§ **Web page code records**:
▼▼▼

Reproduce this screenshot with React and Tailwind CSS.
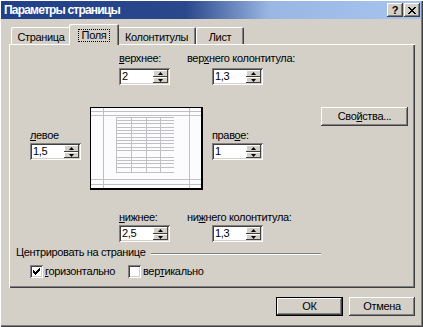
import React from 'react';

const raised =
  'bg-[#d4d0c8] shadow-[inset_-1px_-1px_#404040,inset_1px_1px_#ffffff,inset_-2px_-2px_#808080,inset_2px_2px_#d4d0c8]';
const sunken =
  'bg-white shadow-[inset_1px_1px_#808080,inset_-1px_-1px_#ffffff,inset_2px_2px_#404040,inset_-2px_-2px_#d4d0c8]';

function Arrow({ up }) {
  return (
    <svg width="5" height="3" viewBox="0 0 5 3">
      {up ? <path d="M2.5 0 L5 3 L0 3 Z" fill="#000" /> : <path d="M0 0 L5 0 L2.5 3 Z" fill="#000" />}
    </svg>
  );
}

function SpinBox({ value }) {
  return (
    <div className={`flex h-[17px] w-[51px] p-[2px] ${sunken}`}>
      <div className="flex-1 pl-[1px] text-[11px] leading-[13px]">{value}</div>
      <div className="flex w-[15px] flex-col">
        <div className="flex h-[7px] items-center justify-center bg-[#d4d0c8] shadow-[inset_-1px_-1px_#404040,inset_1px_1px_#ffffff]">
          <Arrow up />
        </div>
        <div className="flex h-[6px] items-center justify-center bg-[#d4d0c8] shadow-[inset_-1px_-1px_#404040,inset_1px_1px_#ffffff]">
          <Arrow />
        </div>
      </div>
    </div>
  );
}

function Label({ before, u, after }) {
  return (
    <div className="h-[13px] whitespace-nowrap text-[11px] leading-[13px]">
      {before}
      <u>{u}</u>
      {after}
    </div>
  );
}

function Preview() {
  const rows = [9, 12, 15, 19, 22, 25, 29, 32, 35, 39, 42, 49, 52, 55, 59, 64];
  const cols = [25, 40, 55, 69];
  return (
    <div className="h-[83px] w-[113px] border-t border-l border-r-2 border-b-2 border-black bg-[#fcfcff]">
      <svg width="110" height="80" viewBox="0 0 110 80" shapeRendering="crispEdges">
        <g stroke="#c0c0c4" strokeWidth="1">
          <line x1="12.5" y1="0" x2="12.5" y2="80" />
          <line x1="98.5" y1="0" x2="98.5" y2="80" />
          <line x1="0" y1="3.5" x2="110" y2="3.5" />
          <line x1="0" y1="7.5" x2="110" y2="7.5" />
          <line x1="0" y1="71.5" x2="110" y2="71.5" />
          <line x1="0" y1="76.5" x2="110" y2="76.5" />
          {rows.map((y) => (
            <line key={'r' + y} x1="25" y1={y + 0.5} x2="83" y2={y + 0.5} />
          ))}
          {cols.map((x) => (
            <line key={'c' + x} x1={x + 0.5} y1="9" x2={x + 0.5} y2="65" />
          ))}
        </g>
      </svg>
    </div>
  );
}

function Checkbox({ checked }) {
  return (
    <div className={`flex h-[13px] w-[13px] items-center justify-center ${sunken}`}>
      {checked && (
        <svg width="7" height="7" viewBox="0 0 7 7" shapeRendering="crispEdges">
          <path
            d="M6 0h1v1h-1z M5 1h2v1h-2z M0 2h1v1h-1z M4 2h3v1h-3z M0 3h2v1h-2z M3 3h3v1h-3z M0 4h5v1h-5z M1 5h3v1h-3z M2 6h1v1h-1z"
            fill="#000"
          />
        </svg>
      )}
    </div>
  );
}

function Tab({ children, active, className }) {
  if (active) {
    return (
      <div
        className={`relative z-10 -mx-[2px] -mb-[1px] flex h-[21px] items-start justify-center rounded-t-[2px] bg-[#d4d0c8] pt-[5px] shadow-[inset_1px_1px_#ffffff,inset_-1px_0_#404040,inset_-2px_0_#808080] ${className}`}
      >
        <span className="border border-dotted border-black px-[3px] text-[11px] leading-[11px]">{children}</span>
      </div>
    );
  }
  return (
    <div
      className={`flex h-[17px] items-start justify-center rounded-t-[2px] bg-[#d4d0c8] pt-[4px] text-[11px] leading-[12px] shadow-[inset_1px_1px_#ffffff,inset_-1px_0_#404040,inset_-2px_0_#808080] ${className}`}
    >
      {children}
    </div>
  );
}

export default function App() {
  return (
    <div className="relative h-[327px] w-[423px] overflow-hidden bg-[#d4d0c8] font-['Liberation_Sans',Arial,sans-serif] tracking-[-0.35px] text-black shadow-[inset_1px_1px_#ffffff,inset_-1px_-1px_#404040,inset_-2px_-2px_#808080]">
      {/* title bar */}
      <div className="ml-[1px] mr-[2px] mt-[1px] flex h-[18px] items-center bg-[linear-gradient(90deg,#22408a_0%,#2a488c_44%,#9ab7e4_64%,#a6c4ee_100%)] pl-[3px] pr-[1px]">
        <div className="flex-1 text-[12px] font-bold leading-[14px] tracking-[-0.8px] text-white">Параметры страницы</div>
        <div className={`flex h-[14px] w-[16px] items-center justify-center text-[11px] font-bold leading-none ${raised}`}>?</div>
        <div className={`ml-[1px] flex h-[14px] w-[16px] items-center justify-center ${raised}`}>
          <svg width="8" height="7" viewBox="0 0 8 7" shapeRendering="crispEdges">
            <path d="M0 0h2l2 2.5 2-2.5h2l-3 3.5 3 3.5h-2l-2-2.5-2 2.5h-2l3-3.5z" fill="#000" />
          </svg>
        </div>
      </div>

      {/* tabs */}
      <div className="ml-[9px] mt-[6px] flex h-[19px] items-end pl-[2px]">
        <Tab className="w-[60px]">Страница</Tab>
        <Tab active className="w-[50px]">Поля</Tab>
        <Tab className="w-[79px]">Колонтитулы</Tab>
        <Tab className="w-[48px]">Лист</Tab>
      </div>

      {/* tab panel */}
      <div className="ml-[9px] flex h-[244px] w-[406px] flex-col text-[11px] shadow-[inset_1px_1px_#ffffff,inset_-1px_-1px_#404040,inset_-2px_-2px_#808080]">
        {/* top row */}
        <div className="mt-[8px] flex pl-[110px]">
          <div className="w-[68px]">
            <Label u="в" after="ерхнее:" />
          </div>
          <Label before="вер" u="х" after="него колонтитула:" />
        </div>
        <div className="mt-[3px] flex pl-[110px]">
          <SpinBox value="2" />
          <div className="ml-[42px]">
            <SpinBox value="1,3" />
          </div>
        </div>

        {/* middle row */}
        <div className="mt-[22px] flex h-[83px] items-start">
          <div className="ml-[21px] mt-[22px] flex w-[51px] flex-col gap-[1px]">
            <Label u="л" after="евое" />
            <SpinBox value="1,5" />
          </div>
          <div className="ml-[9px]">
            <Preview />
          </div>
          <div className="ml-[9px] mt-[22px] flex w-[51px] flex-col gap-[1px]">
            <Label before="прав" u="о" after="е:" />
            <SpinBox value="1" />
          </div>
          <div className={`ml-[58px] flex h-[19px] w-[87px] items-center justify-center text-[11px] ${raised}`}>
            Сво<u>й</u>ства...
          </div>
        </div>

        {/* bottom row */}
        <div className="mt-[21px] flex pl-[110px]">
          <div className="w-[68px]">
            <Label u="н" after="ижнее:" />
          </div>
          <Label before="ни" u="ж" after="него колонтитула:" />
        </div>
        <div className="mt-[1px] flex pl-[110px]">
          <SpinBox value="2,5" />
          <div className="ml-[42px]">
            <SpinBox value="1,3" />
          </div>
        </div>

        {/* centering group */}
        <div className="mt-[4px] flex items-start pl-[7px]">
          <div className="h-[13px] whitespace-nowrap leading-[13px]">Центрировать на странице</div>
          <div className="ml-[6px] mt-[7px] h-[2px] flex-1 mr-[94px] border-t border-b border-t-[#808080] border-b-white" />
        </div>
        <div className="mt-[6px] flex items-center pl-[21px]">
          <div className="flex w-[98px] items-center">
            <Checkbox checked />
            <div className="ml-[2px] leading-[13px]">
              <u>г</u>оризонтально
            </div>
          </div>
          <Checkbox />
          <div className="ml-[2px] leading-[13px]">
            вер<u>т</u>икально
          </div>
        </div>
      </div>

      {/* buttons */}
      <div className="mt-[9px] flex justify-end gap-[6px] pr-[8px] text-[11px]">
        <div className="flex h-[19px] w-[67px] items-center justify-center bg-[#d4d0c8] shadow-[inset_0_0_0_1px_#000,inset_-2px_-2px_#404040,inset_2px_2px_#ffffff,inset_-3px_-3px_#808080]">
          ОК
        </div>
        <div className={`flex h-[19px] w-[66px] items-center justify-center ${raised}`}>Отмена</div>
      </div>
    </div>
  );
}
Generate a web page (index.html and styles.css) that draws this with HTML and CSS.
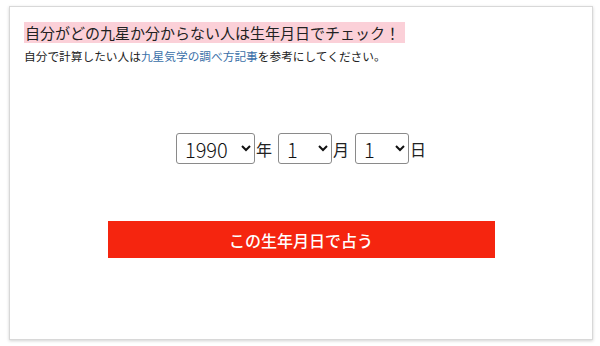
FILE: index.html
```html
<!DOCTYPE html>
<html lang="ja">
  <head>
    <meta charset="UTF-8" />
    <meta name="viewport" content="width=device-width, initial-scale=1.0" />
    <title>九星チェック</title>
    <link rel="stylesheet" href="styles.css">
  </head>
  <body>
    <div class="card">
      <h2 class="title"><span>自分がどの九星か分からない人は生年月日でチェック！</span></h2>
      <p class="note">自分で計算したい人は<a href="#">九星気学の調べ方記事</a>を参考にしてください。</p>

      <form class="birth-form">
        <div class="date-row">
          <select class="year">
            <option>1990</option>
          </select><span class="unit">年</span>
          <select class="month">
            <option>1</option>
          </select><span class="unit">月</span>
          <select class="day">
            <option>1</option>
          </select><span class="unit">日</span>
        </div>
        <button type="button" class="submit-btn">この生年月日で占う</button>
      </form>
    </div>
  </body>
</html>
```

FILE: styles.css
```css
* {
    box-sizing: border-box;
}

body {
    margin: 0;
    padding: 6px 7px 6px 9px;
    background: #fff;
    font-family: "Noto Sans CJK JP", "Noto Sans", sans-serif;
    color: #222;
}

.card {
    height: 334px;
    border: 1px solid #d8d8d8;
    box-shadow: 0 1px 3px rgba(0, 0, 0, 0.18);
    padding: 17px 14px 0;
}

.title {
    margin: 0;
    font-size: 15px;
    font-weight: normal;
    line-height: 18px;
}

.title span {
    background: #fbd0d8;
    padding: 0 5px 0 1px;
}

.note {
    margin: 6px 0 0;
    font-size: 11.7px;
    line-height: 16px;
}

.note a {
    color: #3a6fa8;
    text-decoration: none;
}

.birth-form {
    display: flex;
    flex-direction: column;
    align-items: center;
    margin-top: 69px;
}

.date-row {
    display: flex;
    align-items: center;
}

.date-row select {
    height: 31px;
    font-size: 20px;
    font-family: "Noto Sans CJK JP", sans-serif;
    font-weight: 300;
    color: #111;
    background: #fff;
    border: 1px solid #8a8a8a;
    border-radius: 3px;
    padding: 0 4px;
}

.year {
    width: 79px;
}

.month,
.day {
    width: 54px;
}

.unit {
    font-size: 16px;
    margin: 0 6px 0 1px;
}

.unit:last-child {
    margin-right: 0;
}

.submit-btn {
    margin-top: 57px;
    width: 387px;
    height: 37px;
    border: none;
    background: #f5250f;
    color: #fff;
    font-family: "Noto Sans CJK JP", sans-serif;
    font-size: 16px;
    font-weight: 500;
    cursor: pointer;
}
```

▲▲▲

§ **TASK TO COMPLETE**:
Copy all lines in the listing above where the string "this" appears.

§ **FULL SOLUTION**:
Reproduce this screenshot with React and Tailwind CSS.
Generate a web page (index.html and styles.css) that draws this with HTML and CSS.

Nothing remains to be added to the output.